You write: “In both instances, the objects melt with the viewing subjects into a kind of busy revelatory space, but where Sartre gets nauseated, Dana sees kinetics and light. I think they are tied for “vision” and “imagination” – what do you think?” I think they are definitely tied.
But what I want to mention is that there's a whole new way of looking at objects, a philosophy called speculative realism or object-oriented ontology, which you might find interesting:
Jane Bennett's VIbrant Objects, Reza Negerastani's Cyclonopedia, practically anything by Graham Harman, perhaps especially his Quadruple Object, Levi Bryant's blog Larval Subjects … etc. What's most interesting, I think, is that it gives objects their own life, and isn't at all anthropomorphic.
Which is in a way why I find DW's passage so much more evocative thatn Sartre's. Sartre cared less about the tree qua tree; his vision, it was all about him. The objects themselves got in the way of his vision. Hence the loneliness of existentialism.
Whereas in Ward's the booth starts dancing, not in relation to him, but in relation to its own self, its own suchness. I think that the “as if” and “come true” in his “as if to satisfy my mystical impatience leapt up & started dancing there, not possessed, come true” are really important, and place him among the true democracy of the object oriented.
I hope this isn't an intrusion.
Quite the opposite of an intrusion, John. I especially appreciate the pointers toward new philosophical texts!
I do, think, though, that Dana anthropomorphizes…in (as Mary Poppins sang) “the most delightful way,” in the way that one's toys come alive in the night bedroom of one's childhood:
“The table grew tired of feeling my eyes boring into its surface with mute incomprehension, & so, as if to satisfy my mystical impatience leapt up & started dancing there”
The table moves not so much in relation to itself I think as in RESPONSE to Dana's being and thinking. There is a kind of reciprocal relationship there that is different from Sartre's to the tree and also different, I think, from what you describe. But I do think there is indeed a kind of democracy that is different from Sartre-aghast-at-otherness.
Nada, upon further thought, you're right, Dana does anthropomorphize. Yet I think the key still is as you note, the table responds, in its own most delightful way. It still has its own existence, it's not merely a projection of his own ego.

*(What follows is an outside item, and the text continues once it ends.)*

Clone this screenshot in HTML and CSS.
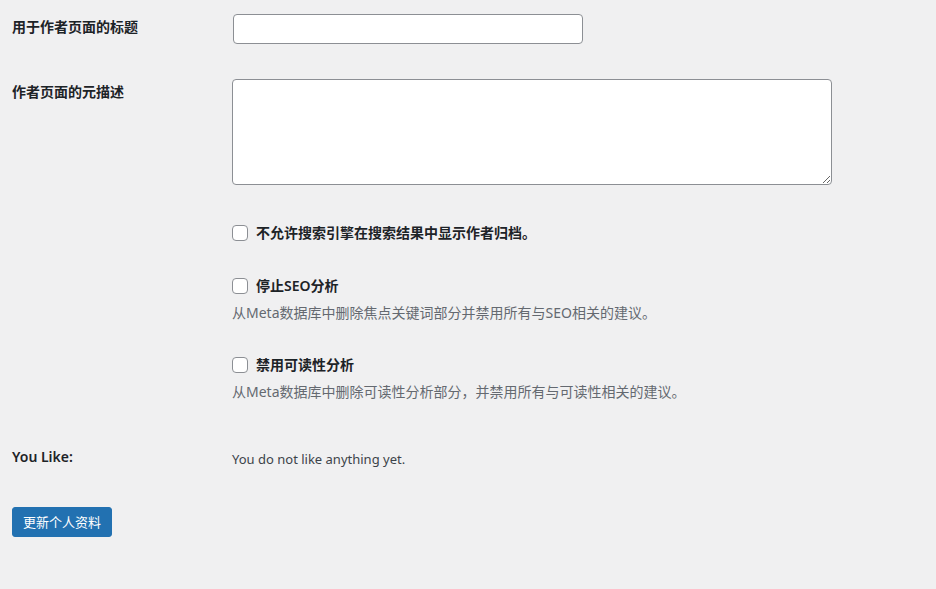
FILE: index.html
```html
<!DOCTYPE html>
<html lang="zh-CN">
<head>
<meta charset="utf-8">
<title>个人资料</title>
<link rel="stylesheet" href="styles.css">
</head>
<body>
<form class="profile">
  <div class="row row-title">
    <label class="label" for="t1">用于作者页面的标题</label>
    <div class="field"><input id="t1" class="text-input" type="text"></div>
  </div>
  <div class="row row-desc">
    <label class="label" for="t2">作者页面的元描述</label>
    <div class="field"><textarea id="t2" class="textarea"></textarea></div>
  </div>
  <div class="row row-cb1">
    <div class="label"></div>
    <div class="field">
      <label class="check"><input type="checkbox" class="cb"><span>不允许搜索引擎在搜索结果中显示作者归档。</span></label>
    </div>
  </div>
  <div class="row row-cb2">
    <div class="label"></div>
    <div class="field">
      <label class="check"><input type="checkbox" class="cb"><span>停止SEO分析</span></label>
      <p class="desc">从Meta数据库中删除焦点关键词部分并禁用所有与SEO相关的建议。</p>
    </div>
  </div>
  <div class="row row-cb3">
    <div class="label"></div>
    <div class="field">
      <label class="check"><input type="checkbox" class="cb"><span>禁用可读性分析</span></label>
      <p class="desc">从Meta数据库中删除可读性分析部分，并禁用所有与可读性相关的建议。</p>
    </div>
  </div>
  <div class="row row-like">
    <div class="label">You Like:</div>
    <div class="field like-text">You do not like anything yet.</div>
  </div>
  <div class="actions">
    <button type="button" class="button-primary">更新个人资料</button>
  </div>
</form>
</body>
</html>
```

FILE: styles.css
```css
html, body {
  margin: 0;
  padding: 0;
  background: #f0f0f1;
}
body {
  font-family: "Noto Sans", "Noto Sans CJK SC", sans-serif;
  font-size: 14px;
  color: #1d2327;
  line-height: 20px;
}
.profile {
  padding: 14px 0 0 12px;
}
.row {
  display: grid;
  grid-template-columns: 220px 1fr;
}
.label {
  font-weight: 600;
  padding-top: 3px;
  line-height: 20px;
}
.field {
  min-width: 0;
}
.text-input {
  display: block;
  box-sizing: border-box;
  width: 350px;
  height: 30px;
  margin: 0 0 0 1px;
  border: 1px solid #8c8f94;
  border-radius: 4px;
  background: #fff;
  font: inherit;
}
.row-desc {
  margin-top: 35px;
}
.textarea {
  display: block;
  box-sizing: border-box;
  width: 600px;
  height: 106px;
  margin: 0;
  border: 1px solid #8c8f94;
  border-radius: 4px;
  background: #fff;
  font: inherit;
}
.row-cb1 { margin-top: 38px; }
.row-cb2 { margin-top: 33px; }
.row-cb3 { margin-top: 32px; }
.row-cb1 .label, .row-cb2 .label, .row-cb3 .label { padding-top: 0; }
.check {
  display: flex;
  align-items: center;
  gap: 8px;
  font-weight: 600;
  height: 20px;
}
.cb {
  appearance: none;
  -webkit-appearance: none;
  box-sizing: border-box;
  width: 16px;
  height: 16px;
  margin: 0;
  border: 1px solid #8c8f94;
  border-radius: 4px;
  background: #fff;
  flex: none;
}
.desc {
  margin: 7px 0 0;
  color: #646970;
  line-height: 20px;
}
.row-like {
  margin-top: 45px;
}
.row-like .label {
  padding-top: 0;
}
.like-text {
  padding-top: 2px;
  font-size: 13px;
  color: #3c434a;
}
.actions {
  margin-top: 38px;
}
.button-primary {
  box-sizing: border-box;
  height: 30px;
  width: 100px;
  padding: 0 10px;
  border: 1px solid #2271b1;
  border-radius: 3px;
  background: #2271b1;
  color: #fff;
  font: inherit;
  font-size: 13px;
  line-height: 28px;
  cursor: pointer;
}
```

The relationship is indeed reciprocal, not one-sided a la Sartre.
It's still worth pointing out that the major breakthrough, I should say breakout, of object-oriented philosophy is to out of Kant's (and Sartre's) human-centered universe (everything exists because I perceive it) into a universe in which objects exist whether or not humans perceive them.
This is why I suggested that the “as if” in Dana's “”The table grew tired of feeling my eyes boring into its surface with mute incomprehension, & so, as if to satisfy my mystical impatience leapt up & started dancing there” is so important. Sure, the table is anthropomorphized inasmuch as it “grew tired”, but the “as if” suggests, to me at least, the possibility that the table did not dance to satisfy him. It *may* simply danced because at that moment it was given to dancing.
Thanks,
Cheers,
John
is that kant? i don't think it is. what about the noumenon? and the whole thing for kant was that there is non-sensory knowledge. which is not empiricism (of berkeley, hume, or john's kant)…
john says (for kant)
“everything exists because I perceive it)” but that this everything moves contra kant “into a universe in which objects exist whether or not humans perceive them”
which is hume, berkeley, et al. but not kant… not “perceive” at least…
'apperceive' or cognize maybe
i suppose if john responds to this and gives a lengthy patchwork to this i'll respond (*sigh)… but kant definietly had the noumenon and didn't endorse the empiricism john says he did. that is inarguable.
-m. chuzzlewit
Dear M Chuzzlewit, no argument from me re: the noumenon, etc. But outside his critiques Kant tells a slightly less balanced story. And it's certain that many of those who came after him read him as I've described. I will gladly agree that it would have been more accurate had I said, post- or neo-Kantian instead of Kant, who, as the object-oriented philosophers would have it, it a weak rather than strong proponent of anthropocentrism.
No need to fear some lengthy cobbled-together defence; you can take your sigh back: thanks for keeping me honest!
One last comment: I realize now, rereading my comment, that m. chuzzlewit is completely correct. My mistake lay in sliding Kant's position into Sartres in the passage in question. My bad.Entirely my bad.